Nel 982 Locosano era un paese di contadini alle dipendenze del monastero di S. Maria. Nello stesso anno l’imperatore Ottone 2° ne fa menzione in un atto di donazione all’abbazia di S. Vincenzo al Volturno con queste parole Cellam quoque S. Mariae in partibus Beneventi dictus “Sanus-Locus”. Nel 1012 P. Sergio IV confermò fra i beni dell’abate del Volturno la chiesa di Locosano. In seguito non se ne parla più data la poca importanza del centro abitato. Nel 1241 il paese di Locosano trovasi ancora così chiamato allorché deve concorrere al mantenimento del Castello D’Acquaputrida. Da quanto risulta, prima feudataria del paese fu la badessa del monastero di S. M. di Locosano sino a che il 5° ente religioso decadde e successe nel feudo Roberto Fontanarosa, Gerardo e fratelli nel 1300.

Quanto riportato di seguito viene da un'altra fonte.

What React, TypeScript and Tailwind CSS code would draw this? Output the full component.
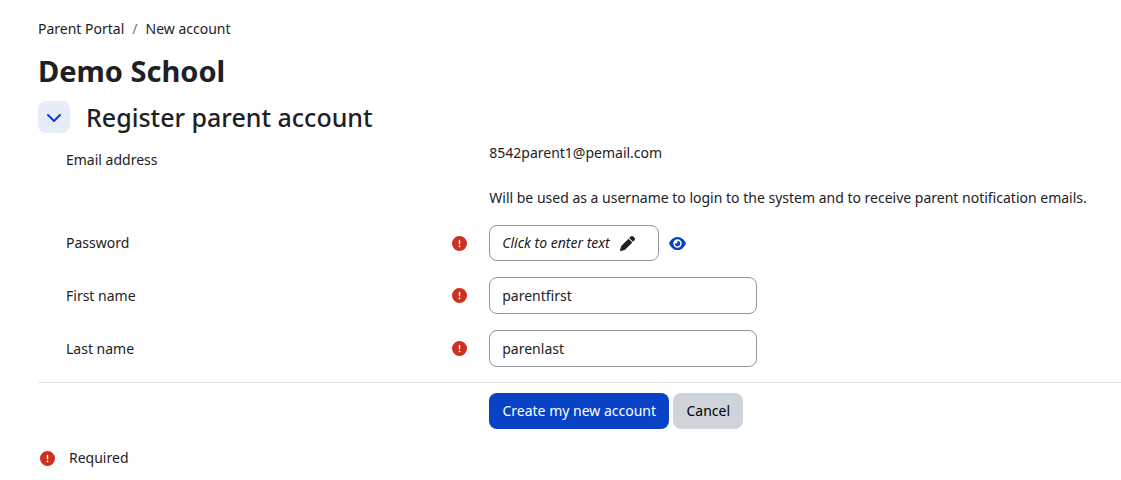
import { useState, type ReactNode } from "react"
import { FaChevronDown, FaCircleExclamation, FaEye, FaPen } from "react-icons/fa6"

const inputClass =
  "h-[37px] w-[268px] rounded-lg border border-[#8f959e] bg-white px-3 text-[#1d2125] outline-none focus:border-[#0f6cbf]"

function RequiredIcon() {
  return <FaCircleExclamation className="size-[15px] text-[#ca3120]" role="img" aria-label="Required" />
}

// One label / control pair
function FormRow({ label, htmlFor, children }: { label: string; htmlFor: string; children: ReactNode }) {
  return (
    <div className="flex items-center">
      <div className="flex w-5/12 shrink-0 items-center justify-between pr-[22px] pl-7">
        <label htmlFor={htmlFor}>{label}</label>
        <RequiredIcon />
      </div>
      <div className="flex grow items-center">{children}</div>
    </div>
  )
}

export default function App() {
  const [open, setOpen] = useState(true)
  const [editing, setEditing] = useState(false)
  const [reveal, setReveal] = useState(false)
  const [password, setPassword] = useState("")
  const [firstName, setFirstName] = useState("parentfirst")
  const [lastName, setLastName] = useState("parenlast")

  return (
    <main className="bg-white pt-[18px] pb-3 pl-[38px] font-['Noto_Sans','Open_Sans',sans-serif] text-sm leading-[22px] text-[#1d2125]">
      <nav aria-label="Breadcrumb">
        <ol className="flex gap-2">
          <li>
            <a href="#portal">Parent Portal</a>
          </li>
          <li aria-hidden="true" className="text-[#6a737b]">
            /
          </li>
          <li>
            <a href="#new">New account</a>
          </li>
        </ol>
      </nav>

      <h1 className="mt-[11px] text-[29px] leading-10 font-bold">Demo School</h1>

      <form onSubmit={(e) => e.preventDefault()}>
        <div className="mt-2.5 flex items-center gap-4">
          <button
            type="button"
            aria-label="Toggle section"
            aria-expanded={open}
            onClick={() => setOpen(!open)}
            className="flex size-8 items-center justify-center rounded-lg bg-[#e6ecf9] text-[#0843c7]"
          >
            <FaChevronDown className={open ? "size-4" : "size-4 -rotate-90"} />
          </button>
          <h2 className="text-[25px] leading-8 font-medium">Register parent account</h2>
        </div>

        {open && (
          <div className="mt-[9px] flex flex-col gap-4">
            <div className="flex">
              <div className="w-5/12 shrink-0 pt-[7px] pl-7">Email address</div>
              <div className="grow">
                <p>8542parent1@pemail.com</p>
                <p className="mt-[23px]">
                  Will be used as a username to login to the system and to receive parent notification emails.
                </p>
              </div>
            </div>

            <FormRow label="Password" htmlFor="password">
              {editing ? (
                <input
                  id="password"
                  autoFocus
                  type={reveal ? "text" : "password"}
                  value={password}
                  onChange={(e) => setPassword(e.target.value)}
                  className={inputClass}
                />
              ) : (
                <button
                  id="password"
                  type="button"
                  onClick={() => setEditing(true)}
                  className="flex h-9 w-[170px] items-center gap-2.5 rounded-lg border border-[#8f959e] px-3 whitespace-nowrap"
                >
                  <em>Click to enter text</em>
                  <FaPen className="size-[15px] shrink-0" />
                </button>
              )}
              <button
                type="button"
                aria-label="Reveal"
                onClick={() => setReveal(!reveal)}
                className="ml-2.5 text-[#0843c7]"
              >
                <FaEye className="h-[15px] w-[17px]" />
              </button>
            </FormRow>

            <FormRow label="First name" htmlFor="firstname">
              <input
                id="firstname"
                type="text"
                value={firstName}
                onChange={(e) => setFirstName(e.target.value)}
                className={inputClass}
              />
            </FormRow>

            <FormRow label="Last name" htmlFor="lastname">
              <input
                id="lastname"
                type="text"
                value={lastName}
                onChange={(e) => setLastName(e.target.value)}
                className={inputClass}
              />
            </FormRow>
          </div>
        )}

        <div className="mt-[15px] flex gap-1 border-t border-[#dee2e6] pt-2.5 pl-[41.6667%]">
          <button type="submit" className="h-9 w-[180px] rounded-lg bg-[#0843c7] whitespace-nowrap text-white">
            Create my new account
          </button>
          <button type="button" className="h-9 w-[70px] rounded-lg bg-[#ced4da] text-black">
            Cancel
          </button>
        </div>
      </form>

      <div className="mt-[18px] flex items-center gap-3.5 pl-0.5">
        <RequiredIcon />
        <span>Required</span>
      </div>
    </main>
  )
}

Dopo fu dei Capece Tomacelli ed il P. Bonifacio 9° lo vendé a Giacomo Filandieri che lo passò al suo 4° genito Filippo il Prete che poi litigò nel possesso. Fu poi dote di Caterina Filangieri che portò il feudo allo sposo Gianni Caracciolo, principe di Avellino, a cui successe Troiano, poi Giacomo Caracciolo che perde il feudo per ribellione.

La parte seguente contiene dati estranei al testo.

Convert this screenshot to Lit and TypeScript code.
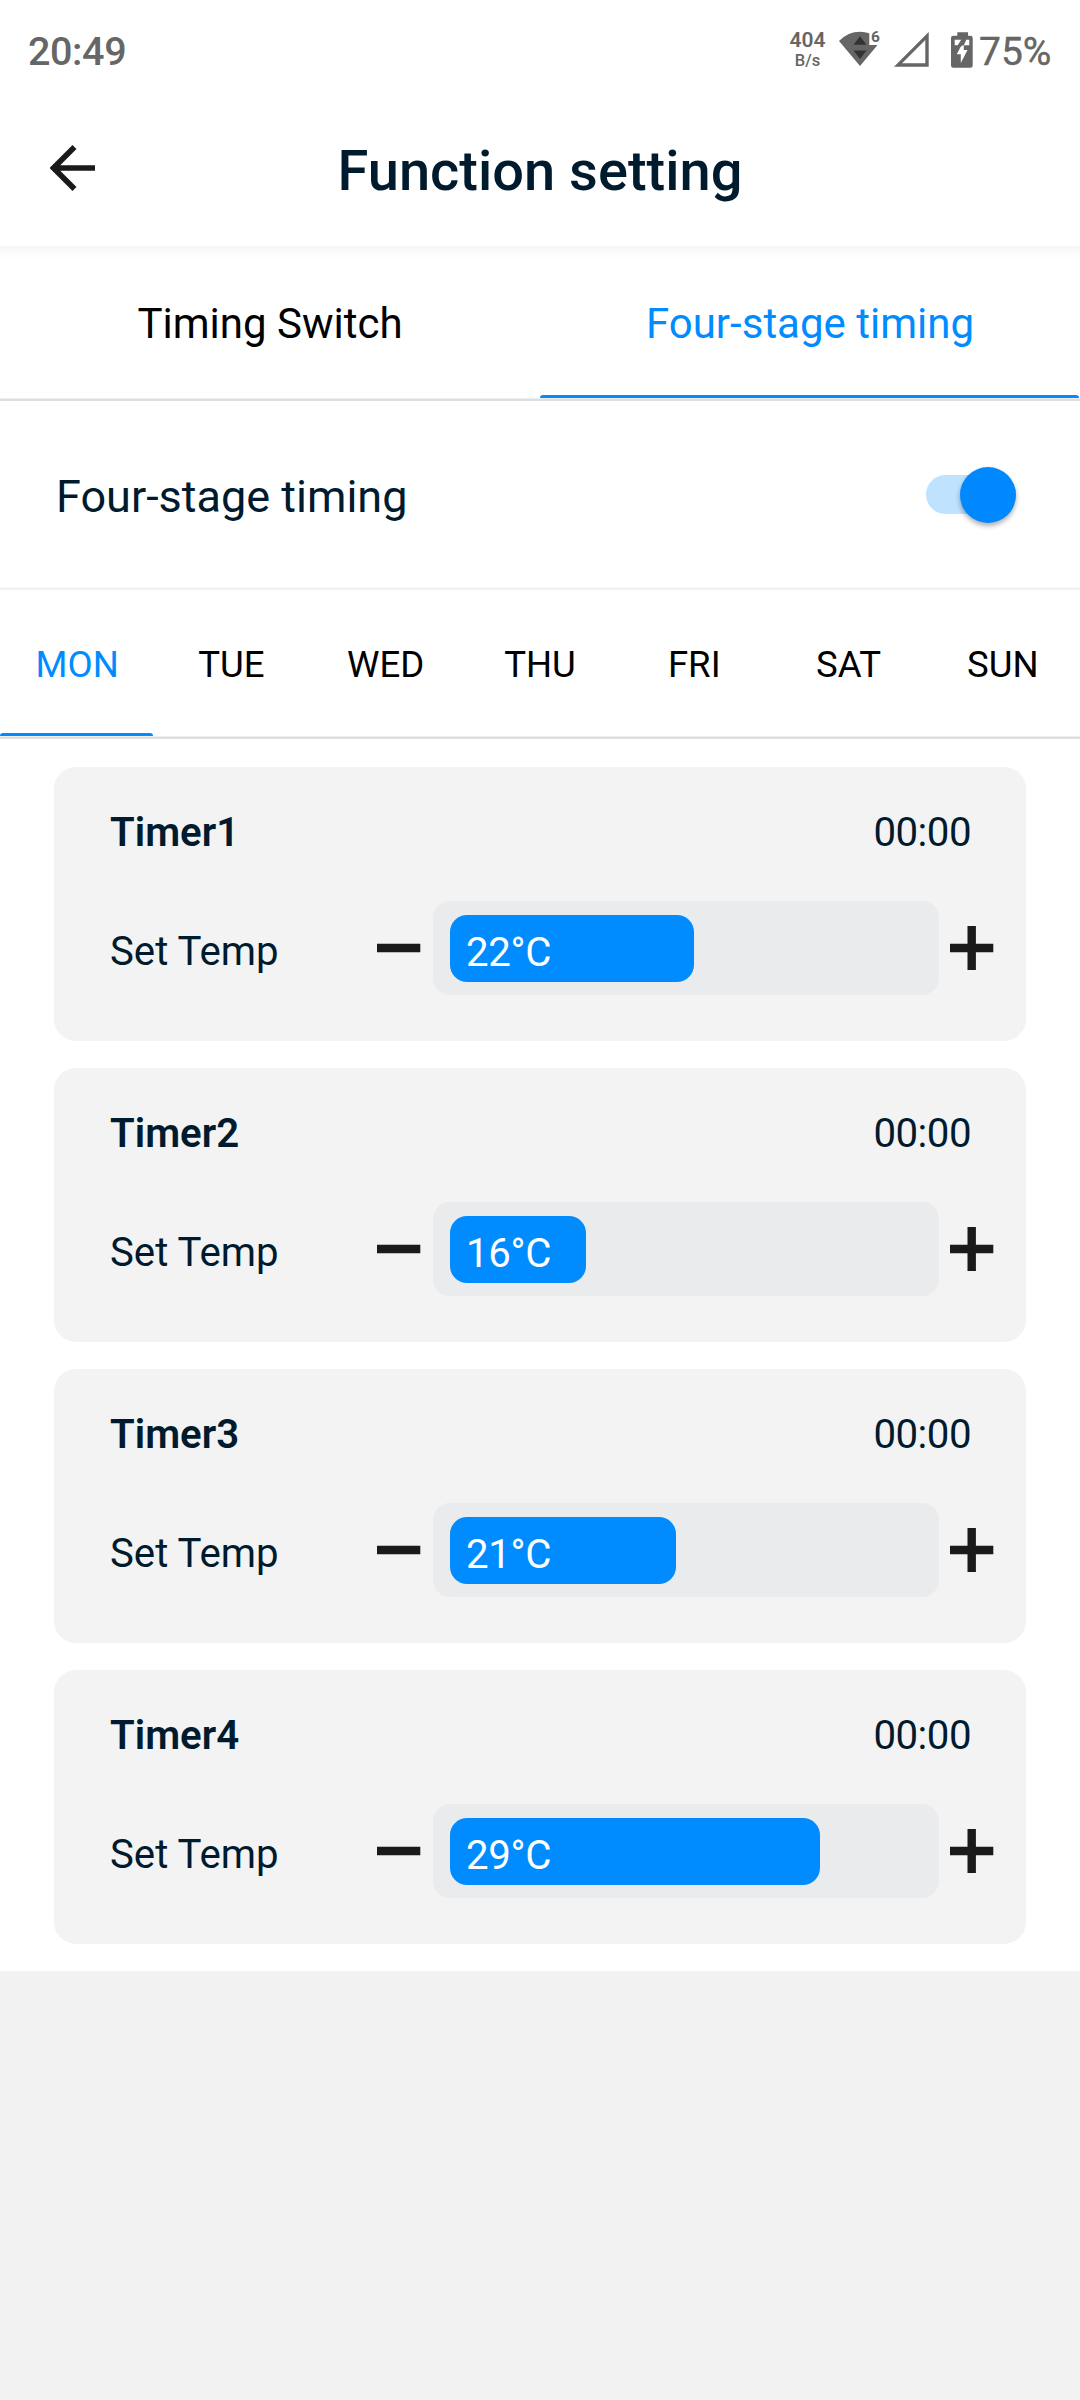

Nel 1470 vi erano solo 180 abitanti ed era feudo di Luigi Gesualdo. Seguì Fabrizio nel 1577, Luigi 4°, Fabrizio 2°. poi Isabella Gesualdo che sposò Nicolo Ludovisio, seguì la figlia Lavinia morta senza eredi ed il feudo ricaduto alla corte fu comprato dal padre di Lavinia: Nicolo morto nel 1717. Gli eredi vendettero il feudo nel 1725 ad Anna Orimini per Dp. 26454 che a sua volta la Orimini rivendette per Dp. 60000 a Francesco Pedicini, patrizio beneventano che nel 1733 fu fatto marchese di Locosano e morì celibe nel 1778 succedendogli il fratello Donizio 2°, marchese di Luogosano, poi G. Battista che ne fu il 3º ed ultimo nel 1803. Questa terra è conosciuta anche con i nomi di: Lucusano, Locosano, Locossano e Lo Cessano. E infatti nel comprensorio gli abitanti del piccolo borgo del medio Calore sono chiamati in dialetto ‘cossanesi’.
Il borgo medievale, si caratterizza per bei portali in pietra e balconi dalle tipiche balaustre. Di origine paleocristiana la chiesa di San Marcellino, che ha all’interno una bella vasca battesimale del 1586, una balaustra ed una mistilinea in pietra di Fontanarosa; medievale la chiesetta della Madonna del Carmine. Le bellezze architettoniche ben si coniugano con quelle paesaggistiche, come l’area che vede la confluenza tra il fiume Fredane ed il Calore, zona dalla ricca flora e fauna con il pregevole airone rosa. Nei dintorni, il monte Pidocchio, la cui cima è raggiungibile mediante sentieri, per godere dall’alto la sottostante gola descritta dal Calore. Nella Valle del Calore riscaldati dai fuochi allavorati. Il 7 dicembre di ogni anno, nel paese vengono accesi i “Fuochi Allavorati”, falò così chiamati perché forse ben lavorati con tronchi, ceppi, fascine o perché, in passato, venivano fatti bruciare rami di alloro, pianta sacra agli dei pagani. L’occasione è la vigilia della festa dell’Immacolata.